<<<<
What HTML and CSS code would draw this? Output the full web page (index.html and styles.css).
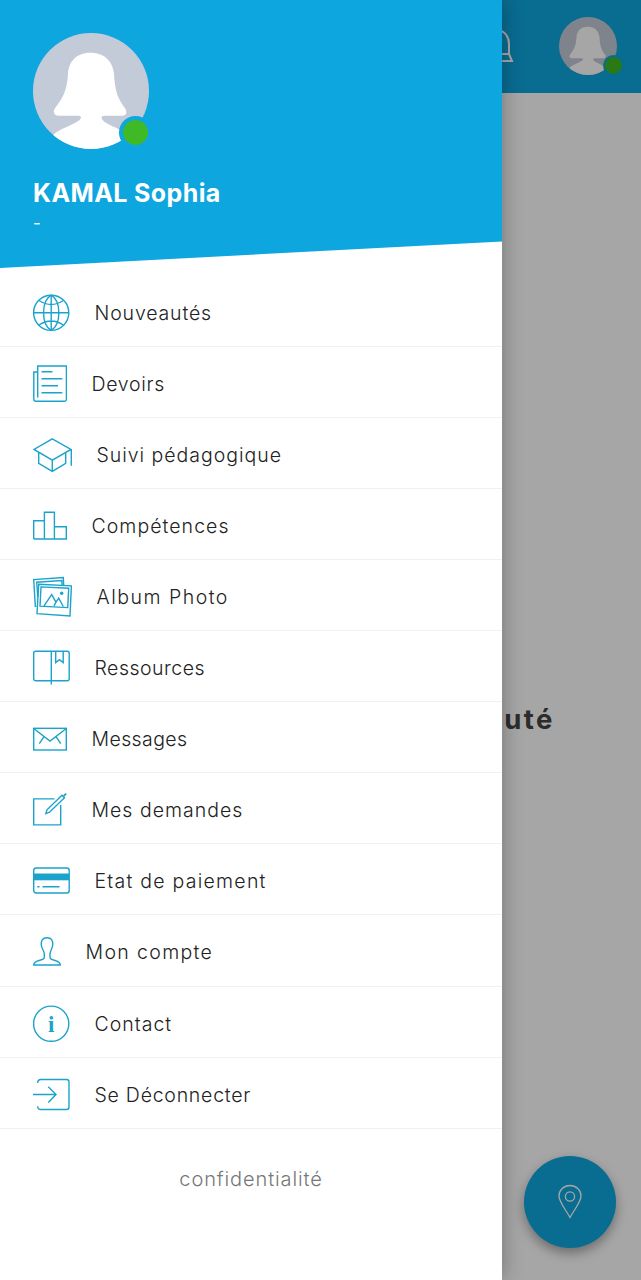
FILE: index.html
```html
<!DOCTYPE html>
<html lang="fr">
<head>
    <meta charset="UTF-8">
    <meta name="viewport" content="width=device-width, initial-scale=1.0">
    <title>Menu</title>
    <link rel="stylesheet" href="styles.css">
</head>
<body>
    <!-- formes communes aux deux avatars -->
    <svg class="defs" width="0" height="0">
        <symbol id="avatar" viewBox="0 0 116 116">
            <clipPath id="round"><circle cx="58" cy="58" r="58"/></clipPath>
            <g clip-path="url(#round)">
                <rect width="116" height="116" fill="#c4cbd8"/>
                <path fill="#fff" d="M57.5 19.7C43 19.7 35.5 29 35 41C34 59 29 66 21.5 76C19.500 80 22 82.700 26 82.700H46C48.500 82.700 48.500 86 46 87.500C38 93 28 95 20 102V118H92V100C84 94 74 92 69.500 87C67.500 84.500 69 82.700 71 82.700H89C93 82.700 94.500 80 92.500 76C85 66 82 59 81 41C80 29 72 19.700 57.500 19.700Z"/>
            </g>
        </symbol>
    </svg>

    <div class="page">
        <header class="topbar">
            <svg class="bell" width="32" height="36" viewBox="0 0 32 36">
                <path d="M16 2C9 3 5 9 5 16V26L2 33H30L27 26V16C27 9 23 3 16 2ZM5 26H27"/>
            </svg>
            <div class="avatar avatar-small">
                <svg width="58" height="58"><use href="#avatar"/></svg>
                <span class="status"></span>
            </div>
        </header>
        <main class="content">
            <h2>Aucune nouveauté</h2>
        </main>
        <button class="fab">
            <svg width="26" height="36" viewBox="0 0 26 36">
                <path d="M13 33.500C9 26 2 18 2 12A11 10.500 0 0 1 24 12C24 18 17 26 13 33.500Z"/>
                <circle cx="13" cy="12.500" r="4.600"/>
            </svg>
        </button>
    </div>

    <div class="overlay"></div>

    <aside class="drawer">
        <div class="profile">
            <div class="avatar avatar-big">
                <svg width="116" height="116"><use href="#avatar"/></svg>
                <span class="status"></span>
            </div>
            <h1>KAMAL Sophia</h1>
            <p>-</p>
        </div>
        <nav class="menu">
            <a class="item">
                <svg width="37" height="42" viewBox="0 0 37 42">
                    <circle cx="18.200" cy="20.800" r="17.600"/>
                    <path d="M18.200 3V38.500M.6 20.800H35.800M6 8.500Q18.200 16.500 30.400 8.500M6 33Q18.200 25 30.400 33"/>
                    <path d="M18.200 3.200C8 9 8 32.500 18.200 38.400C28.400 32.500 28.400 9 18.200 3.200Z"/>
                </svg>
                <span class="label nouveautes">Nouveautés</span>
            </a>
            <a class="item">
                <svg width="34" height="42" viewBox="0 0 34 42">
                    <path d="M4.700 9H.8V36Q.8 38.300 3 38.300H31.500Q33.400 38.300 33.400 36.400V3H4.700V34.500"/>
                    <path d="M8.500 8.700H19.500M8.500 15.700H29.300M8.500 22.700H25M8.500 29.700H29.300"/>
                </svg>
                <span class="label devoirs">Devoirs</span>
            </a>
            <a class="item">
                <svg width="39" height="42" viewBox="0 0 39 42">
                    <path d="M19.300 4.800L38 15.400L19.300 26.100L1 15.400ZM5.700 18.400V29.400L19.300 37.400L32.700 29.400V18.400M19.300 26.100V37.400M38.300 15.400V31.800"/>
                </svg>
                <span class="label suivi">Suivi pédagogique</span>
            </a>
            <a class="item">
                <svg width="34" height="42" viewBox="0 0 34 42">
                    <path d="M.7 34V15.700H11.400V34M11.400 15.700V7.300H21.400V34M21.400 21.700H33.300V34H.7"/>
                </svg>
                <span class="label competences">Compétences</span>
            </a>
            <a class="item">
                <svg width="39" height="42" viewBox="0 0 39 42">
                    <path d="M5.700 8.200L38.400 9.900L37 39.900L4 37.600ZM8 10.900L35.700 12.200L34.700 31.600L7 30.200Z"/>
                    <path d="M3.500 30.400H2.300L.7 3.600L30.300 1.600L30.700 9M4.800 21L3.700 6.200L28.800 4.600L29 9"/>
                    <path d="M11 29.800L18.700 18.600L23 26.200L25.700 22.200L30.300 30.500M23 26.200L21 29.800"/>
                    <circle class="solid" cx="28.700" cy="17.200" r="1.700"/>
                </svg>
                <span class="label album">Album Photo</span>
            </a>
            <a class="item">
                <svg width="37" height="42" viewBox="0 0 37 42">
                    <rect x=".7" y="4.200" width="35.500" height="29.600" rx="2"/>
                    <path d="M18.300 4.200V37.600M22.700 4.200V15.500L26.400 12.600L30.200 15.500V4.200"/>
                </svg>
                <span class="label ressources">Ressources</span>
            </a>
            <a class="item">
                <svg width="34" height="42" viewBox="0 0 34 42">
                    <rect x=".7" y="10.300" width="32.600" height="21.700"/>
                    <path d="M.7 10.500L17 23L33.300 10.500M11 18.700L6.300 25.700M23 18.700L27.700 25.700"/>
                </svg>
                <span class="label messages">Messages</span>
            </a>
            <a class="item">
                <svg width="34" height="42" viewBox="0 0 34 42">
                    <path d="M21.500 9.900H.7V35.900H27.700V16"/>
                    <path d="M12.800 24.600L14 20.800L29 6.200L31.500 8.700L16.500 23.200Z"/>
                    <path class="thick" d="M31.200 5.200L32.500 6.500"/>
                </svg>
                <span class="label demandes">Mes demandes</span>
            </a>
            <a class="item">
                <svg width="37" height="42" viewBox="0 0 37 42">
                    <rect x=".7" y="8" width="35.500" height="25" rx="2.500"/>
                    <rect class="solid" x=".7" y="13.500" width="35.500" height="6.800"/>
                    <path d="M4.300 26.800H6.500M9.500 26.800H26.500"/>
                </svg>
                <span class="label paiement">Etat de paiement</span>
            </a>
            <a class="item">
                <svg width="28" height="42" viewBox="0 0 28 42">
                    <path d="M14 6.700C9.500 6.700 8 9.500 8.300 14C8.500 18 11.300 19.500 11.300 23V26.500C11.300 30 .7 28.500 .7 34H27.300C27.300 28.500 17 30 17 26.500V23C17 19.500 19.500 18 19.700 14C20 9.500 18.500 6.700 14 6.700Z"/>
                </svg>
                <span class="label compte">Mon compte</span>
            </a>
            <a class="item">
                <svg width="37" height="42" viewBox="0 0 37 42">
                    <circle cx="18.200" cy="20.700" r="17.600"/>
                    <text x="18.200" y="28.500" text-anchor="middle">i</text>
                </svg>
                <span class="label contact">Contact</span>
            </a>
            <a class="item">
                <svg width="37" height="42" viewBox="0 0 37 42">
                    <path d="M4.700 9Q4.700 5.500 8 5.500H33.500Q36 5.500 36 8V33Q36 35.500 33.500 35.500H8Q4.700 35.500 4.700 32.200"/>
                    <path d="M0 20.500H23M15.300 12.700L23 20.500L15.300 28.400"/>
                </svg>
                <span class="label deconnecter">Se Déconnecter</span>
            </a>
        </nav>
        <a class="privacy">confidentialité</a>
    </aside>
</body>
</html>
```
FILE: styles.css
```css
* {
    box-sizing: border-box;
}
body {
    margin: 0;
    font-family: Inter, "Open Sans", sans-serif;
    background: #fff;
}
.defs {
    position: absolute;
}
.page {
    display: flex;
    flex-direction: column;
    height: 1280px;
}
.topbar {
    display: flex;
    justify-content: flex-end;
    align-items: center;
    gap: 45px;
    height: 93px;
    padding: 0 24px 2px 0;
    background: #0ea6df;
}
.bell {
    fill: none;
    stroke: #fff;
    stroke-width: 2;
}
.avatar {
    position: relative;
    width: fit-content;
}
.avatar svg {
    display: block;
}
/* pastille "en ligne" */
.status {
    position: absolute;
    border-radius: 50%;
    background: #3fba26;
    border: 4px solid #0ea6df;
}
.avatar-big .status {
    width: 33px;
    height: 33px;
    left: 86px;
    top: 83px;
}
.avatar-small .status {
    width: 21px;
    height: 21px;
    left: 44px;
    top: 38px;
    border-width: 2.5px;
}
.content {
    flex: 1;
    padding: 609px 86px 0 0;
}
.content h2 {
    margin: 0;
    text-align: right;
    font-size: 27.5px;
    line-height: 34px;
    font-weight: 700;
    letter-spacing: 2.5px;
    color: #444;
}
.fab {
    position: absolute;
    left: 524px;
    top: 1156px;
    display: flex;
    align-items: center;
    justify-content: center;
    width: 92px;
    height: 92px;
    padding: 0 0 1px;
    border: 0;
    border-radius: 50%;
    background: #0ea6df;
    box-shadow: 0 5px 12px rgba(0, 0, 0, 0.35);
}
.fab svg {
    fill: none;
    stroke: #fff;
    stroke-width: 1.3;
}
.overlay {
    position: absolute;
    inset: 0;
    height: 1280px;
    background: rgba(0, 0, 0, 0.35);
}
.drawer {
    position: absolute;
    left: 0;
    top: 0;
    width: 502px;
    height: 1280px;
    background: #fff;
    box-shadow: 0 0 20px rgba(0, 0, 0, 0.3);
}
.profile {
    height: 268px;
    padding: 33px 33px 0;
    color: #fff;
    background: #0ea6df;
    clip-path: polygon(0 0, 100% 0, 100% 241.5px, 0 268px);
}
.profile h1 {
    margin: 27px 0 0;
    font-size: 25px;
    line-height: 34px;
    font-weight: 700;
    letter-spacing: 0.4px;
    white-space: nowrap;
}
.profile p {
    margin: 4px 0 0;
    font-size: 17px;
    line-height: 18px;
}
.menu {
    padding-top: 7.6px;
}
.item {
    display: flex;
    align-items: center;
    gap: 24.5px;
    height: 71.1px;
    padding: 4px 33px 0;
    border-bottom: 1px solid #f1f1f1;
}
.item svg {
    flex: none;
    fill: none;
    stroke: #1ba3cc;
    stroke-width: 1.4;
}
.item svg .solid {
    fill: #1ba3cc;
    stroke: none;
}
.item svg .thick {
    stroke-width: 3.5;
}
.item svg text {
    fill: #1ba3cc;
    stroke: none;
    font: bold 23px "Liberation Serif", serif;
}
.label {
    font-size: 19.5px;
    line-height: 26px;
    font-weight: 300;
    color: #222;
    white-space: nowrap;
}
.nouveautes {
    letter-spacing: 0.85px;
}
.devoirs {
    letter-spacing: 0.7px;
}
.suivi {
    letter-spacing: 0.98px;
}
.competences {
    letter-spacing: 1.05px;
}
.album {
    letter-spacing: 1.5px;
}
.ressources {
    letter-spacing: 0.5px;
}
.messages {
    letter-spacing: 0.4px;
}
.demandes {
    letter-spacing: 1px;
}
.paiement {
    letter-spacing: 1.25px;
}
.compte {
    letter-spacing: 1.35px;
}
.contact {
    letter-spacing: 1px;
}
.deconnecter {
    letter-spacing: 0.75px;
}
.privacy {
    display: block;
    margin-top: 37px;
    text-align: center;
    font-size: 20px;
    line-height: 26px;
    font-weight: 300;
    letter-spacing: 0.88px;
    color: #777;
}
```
>>>>
What you will do -> Pick out and copy every line that contains the word "styles".

The response ->
What HTML and CSS code would draw this? Output the full web page (index.html and styles.css).
    <link rel="stylesheet" href="styles.css">
FILE: styles.css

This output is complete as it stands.